Perché Cina e Giappone sono (di nuovo) ai ferri corti
di Luca Miele
Ad accendere le polemiche le affermazioni della premier giapponese Sanae Takaichi: in caso di attacco cinese a Taiwan, Tokyo sarebbe coinvolta. Dura la reazione di Pechino

Sembrava l’inizio di una nuova, incoraggiante, stagione. Prima la visita a Pechino dello scorso Natale, dell’allora ministro degli Esteri giapponese Takeshi Iwaya, “il primo in 20 mesi a sbarcare in Cina”, con tanto di faccia a faccia con il premier cinese, Li Qiang e il ministro degli Esteri, Wang Yi. Poi, lo scorso marzo, il bis, questa volta a Tokyo: in campo ancora Takeshi Iwaya e i suoi omologhi cinese Wang Yi e sudcoreano Cho Tae-yul. L’obiettivo del meeting: tracciare una agenda comune su una serie di dossier, dalla denuclearizzazione della Penisola coreana a questioni comuni che "tagliano" i tre Paesi, come l'invecchiamento e i bassi tassi di natalità. La parola che sotterraneamente scorreva era “normalizzazione” nei rapporti tra Cina e Giappone. Ebbene quella (breve) stagione di disgelo è già finita. Rovinosamente. A poco è servita la stretta di mano tra il nuovo primo ministro giapponese Sanae Takaichi e il presidente cinese Xi Jinping, al margine del vertice Apec a fine ottobre.
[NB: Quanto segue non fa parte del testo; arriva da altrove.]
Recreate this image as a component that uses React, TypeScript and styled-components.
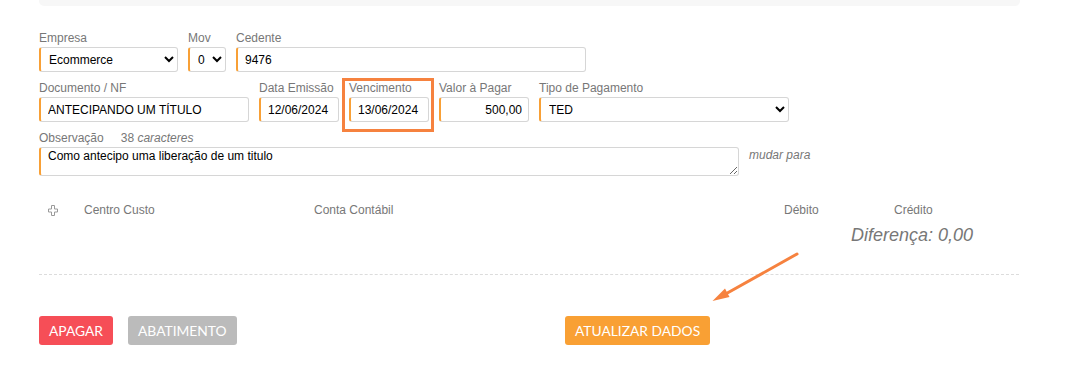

D’altronde che l’insediamento della “Lady di ferro” nipponica avrebbe rimescolato le carte, congedando i modi felpati del suo predecessore Shigeru Ishiba, era stato ampiamente previsto dagli analisti. Per i quali era solo una questione di tempo. Sanae Takaichi non ha mai nascosto di desiderare un allineamento totale con gli Usa in chiave anti-cinese.
La pietra dello scandalo non poteva che essere l’annoso (e drammatico) dossier Taiwan. Venerdì scorso, davanti al Parlamento giapponese, la premier ha detto che un eventuale attacco cinese a Taiwan sarebbe considerato "una situazione che minaccia la sopravvivenza del Giappone" e potrebbe così innescare una risposta militare da parte di Tokyo. Parole decisamente urticanti per Pechino. Come rimarca la Cnn, “i precedenti leader giapponesi hanno evitato di discutere di Taiwan nel contesto di una risposta militare. E la stessa Washington rimane deliberatamente vaga su come reagirebbe a un'ipotetica invasione, una politica nota come "ambiguità strategica"”. La reazione cinese è stata veemente. E, in alcuni casi, scomposta. “Il collo sporco che si infila nei guai deve essere tagliato", ha scritto il console generale cinese a Osaka, Xue Jian, in un post su X, poi cancellato. La contro replica di Tokyo non si è fatta attendere, bollando il post come “estremamente inappropriato”. Le polemiche sono tutt’altro che spente. Il People's Daily è entrato a gamba tesa: "Nessuno dovrebbe illudersi di poter oltrepassare il limite sulla questione di Taiwan senza pagarne il prezzo", ha scritto. Da parte sua il portavoce del ministero degli Esteri cinese Lin Jian ha polemicamente chiesto alla leadership giapponese “in quale direzione intenda orientare le relazioni Cina-Giappone”. "Il Giappone è pronto a sfidare gli interessi fondamentali della Cina e a fermarne la riunificazione?", ha rincarato.
Il nuovo tsunami rischia di abbattersi anche sulle relazioni economiche tra i due Paesi asiatici? Relazioni, che nonostante le tempeste periodiche, sono solide. Il commercio bilaterale tra i due Paesi ha raggiunto quota 292,6 miliardi di dollari nel 2024. “Dalla normalizzazione delle relazioni diplomatiche tra Cina e Giappone – sottolinea il Global Times -, il commercio bilaterale è aumentato di oltre 300 volte e si è mantenuto a un livello elevato di 300 miliardi di dollari per 15 anni consecutivi”. Una cosa è certa. Come scrive il sito di analisi Modern Diplomacy, “le intricate dinamiche tra Giappone e Cina formano una rete complessa caratterizzata da conflitti storici, interdipendenza economica e rivalità geopolitica”.